Every fall, as usual, Grandma had a scheduled hospital visit, supposedly for just a few days. The children were used to this rhythm: her frequent medical exams, the medications she took. This was their “normal”—she always returned after these procedures and hospital stays.
That morning before leaving for the hospital, she did her hair in curlers, put on makeup, and left. The children remember her exactly as she looked that day, just as she always did: elegant, proud, standing tall. But she never returned from that hospital visit. Instead, her brand-new slippers—bought specifically for the “occasion”—came back. Someone wore them later on because they were, after all, new; why let them go to waste? And suddenly, there was emptiness in the family’s life—the first loss these children had ever experienced, unexplained, emptiness. She was there—and now she was not. What does it mean for someone to “not be” anymore? What could this state of “non-being” mean to children under the age of ten? That she would never come back? That she was somewhere, but just out of sight or invisible?
The parents, immensely saddened, didn’t speak about Grandma. So much happened in silence, as if someone had erased her from their lives with a rubber eraser. The pain was too big. They were processing it in their own way. The children, though, didn’t really understand this “change”—each of them felt guilty, as if it was something they had done wrong because they saw their parents in quiet sadness, lost in silence.

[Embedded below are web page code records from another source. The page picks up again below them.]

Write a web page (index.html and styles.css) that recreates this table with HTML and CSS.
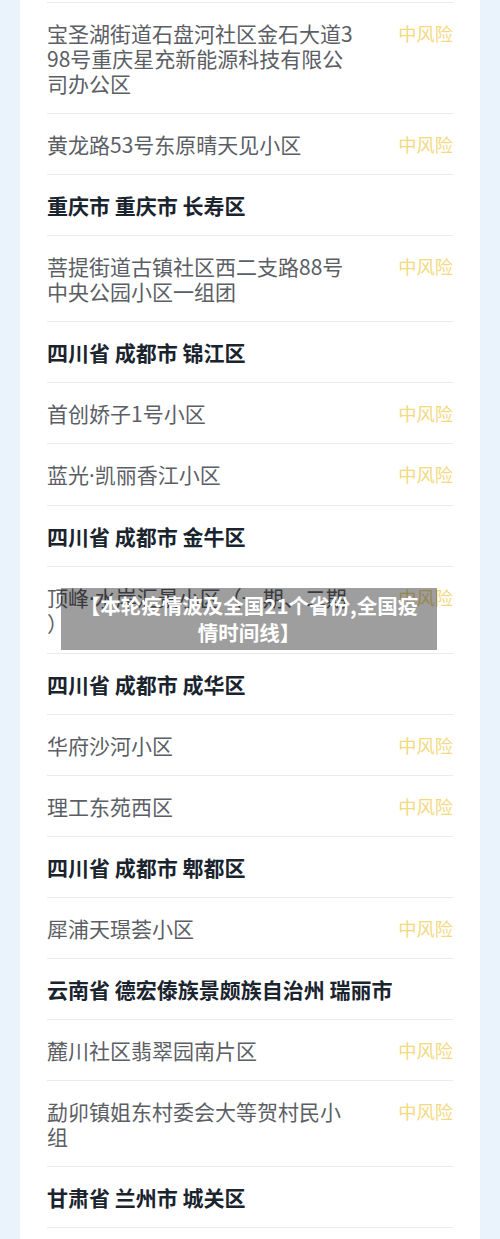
FILE: index.html
```html
<!DOCTYPE html>
<html lang="zh-CN">
<head>
    <meta charset="UTF-8">
    <meta name="viewport" content="width=device-width, initial-scale=1.0">
    <title>中风险地区</title>
    <link rel="stylesheet" href="styles.css">
</head>
<body>

    <div class="card">
        <div class="row">
            <span class="place">宝圣湖街道石盘河社区金石大道398号重庆星充新能源科技有限公司办公区</span>
            <span class="risk">中风险</span>
        </div>
        <div class="row">
            <span class="place">黄龙路53号东原晴天见小区</span>
            <span class="risk">中风险</span>
        </div>
        <div class="row head">重庆市 重庆市 长寿区</div>
        <div class="row">
            <span class="place">菩提街道古镇社区西二支路88号中央公园小区一组团</span>
            <span class="risk">中风险</span>
        </div>
        <div class="row head">四川省 成都市 锦江区</div>
        <div class="row">
            <span class="place">首创娇子1号小区</span>
            <span class="risk">中风险</span>
        </div>
        <div class="row">
            <span class="place">蓝光<span class="dot">·</span>凯丽香江小区</span>
            <span class="risk">中风险</span>
        </div>
        <div class="row head">四川省 成都市 金牛区</div>
        <div class="row">
            <span class="place">顶峰<span class="dot">·</span>水岸汇景小区（一期、二期<br>）</span>
            <span class="risk">中风险</span>
        </div>
        <div class="row head">四川省 成都市 成华区</div>
        <div class="row">
            <span class="place">华府沙河小区</span>
            <span class="risk">中风险</span>
        </div>
        <div class="row">
            <span class="place">理工东苑西区</span>
            <span class="risk">中风险</span>
        </div>
        <div class="row head">四川省 成都市 郫都区</div>
        <div class="row">
            <span class="place">犀浦天璟荟小区</span>
            <span class="risk">中风险</span>
        </div>
        <div class="row head">云南省 德宏傣族景颇族自治州 瑞丽市</div>
        <div class="row">
            <span class="place">麓川社区翡翠园南片区</span>
            <span class="risk">中风险</span>
        </div>
        <div class="row">
            <span class="place">勐卯镇姐东村委会大等贺村民小组</span>
            <span class="risk">中风险</span>
        </div>
        <div class="row head">甘肃省 兰州市 城关区</div>
    </div>

    <div class="caption">【本轮疫情波及全国21个省份,全国疫情时间线】</div>

</body>
</html>
```

FILE: styles.css
```css
body {
    font-family: "Noto Sans CJK SC", "Noto Sans", sans-serif;
    background: #eaf3fc;
    margin: 0;
    padding: 0 20px;
    position: relative;
}
.card {
    background: #ffffff;
    padding: 2px 27px 13px;
}
.row {
    display: flex;
    justify-content: space-between;
    align-items: flex-start;
    border-top: 1px solid #ebebeb;
    padding: 17.5px 0;
    font-size: 21px;
    line-height: 25px;
}
.row:last-child {
    border-bottom: 1px solid #ebebeb;
}
.place {
    color: #5b5e65;
    max-width: 312px;
    word-break: break-all;
}
.dot {
    font-family: "Noto Sans", sans-serif;
}
.risk {
    color: #f4d97f;
    font-size: 18.3px;
}
.head {
    color: #1a242e;
    font-weight: bold;
}
.caption {
    position: absolute;
    top: 588px;
    left: 61px;
    width: 376px;
    box-sizing: border-box;
    padding: 4px 12px;
    background: rgba(0, 0, 0, 0.38);
    color: #ffffff;
    font-size: 20.5px;
    font-weight: bold;
    line-height: 27px;
    text-align: center;
}
```
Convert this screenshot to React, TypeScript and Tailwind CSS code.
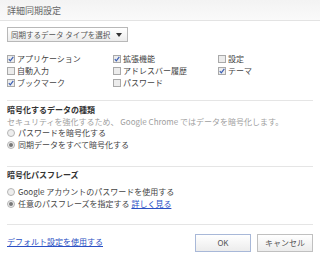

Within three months, one of the children came down with a serious case of meningitis, while the other suffered acute food poisoning (with vomiting and headaches—meningitis was also suspected), resulting in a hospital stay. Perhaps, deep down, one child hoped to see Grandma there, knowing she’d last gone to this very place, having mentioned it as she left.
The children wanted to be seen and needed love. Paradoxically, during their illness, they received heaps of attention—their parents accompanied them to every check-up, everywhere, asking, “How are you feeling today?” In this way, they drew their parents back into life and slowly, bit by bit, back to normal.
Our brain—the body’s powerhouse and information processing center—is also the control center. It’s linked to control over one’s own life and, in a way, the life of the entire family, which Grandma in a way had. Now, the question arises of how life will settle, how everyone will find balance once more.
We know that children up to around nine years of age often take over their parents’ stress while facing their own internal conficts. Meningitis often involves weakness, an inability to confront overwhelming outside pressure. There are more and more thoughts in the head until they overwhelm the brain. We hide from ourselves and others, feeling trapped with emotions that no one talks about. Lack of love can also emerge, especially when parents are grieving and children feel pushed aside. Meningitis reveals a deep inner weakness that touches the core of existence—for both children and parents.
The disease threatens the brain—the control center—which is why it’s necessary to decide to live and take life into one’s own hands, releasing inner strength. And children helped in making that choice.